Question

2. A 2.0 kg block rests on a level surface. The coefficient of static friction is µs = 0.60, and the coefficient of kinetic friction is µk = 0.40. A horizontal force, F, is applied to the block. As F is increased, the block begins moving. Describe how the force of friction varies as F increases from the moment the block is at rest to when it begins moving. Indicate how you could determine the force of friction at each value of F―before the block starts moving, at the point it starts moving, and after it is moving.
Could someone please explain this question and the steps?

Answer 1

I really want to understand how to do this!
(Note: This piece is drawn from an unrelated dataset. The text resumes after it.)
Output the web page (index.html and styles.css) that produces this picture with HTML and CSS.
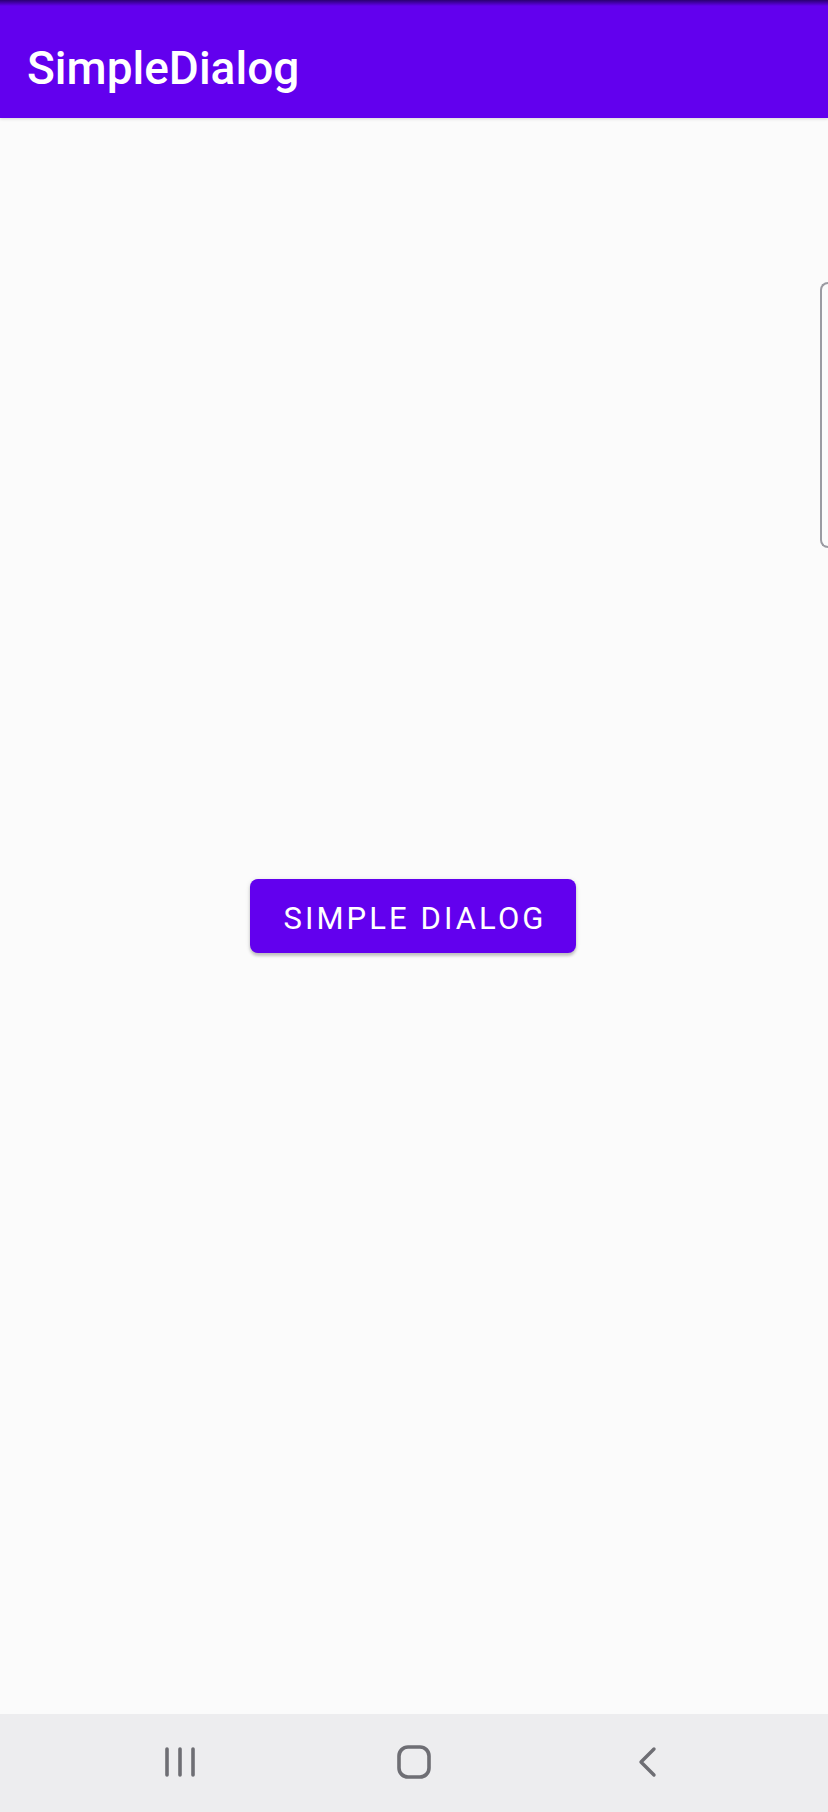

Thank you :)

Answer 2

Well, since it is a force question, you're best helper will be Newton's second law.
\(\Sigma F=m \Sigma a\)
Now, you'll have to analyse the situations.
First the block does not move even if a force is exerted.
As the force increases until one point, the static friction force suddenly gives way and turns into kinetic friction because the block is moving.
So first case is \(\Sigma F=F-F_fs=0\)
so,\(F=F_fs\)
Second case is ,\(\Sigma F=F-F_fk=ma\)
Do you follow?

Answer 3

The formula for static friction is \(F_fs \le \mu_s F_N\) while the formula for static friction is \(F_fk=\mu_k F_N\).

Answer 4

Yes! That makes more sense now. However, what does the E symbol represent?
By "ma" do you mean mass * acceleration?

Answer 5

The E symbol is the greek letter "Sigma", which represents the total sum.
Yup! :) I believe you've got it :)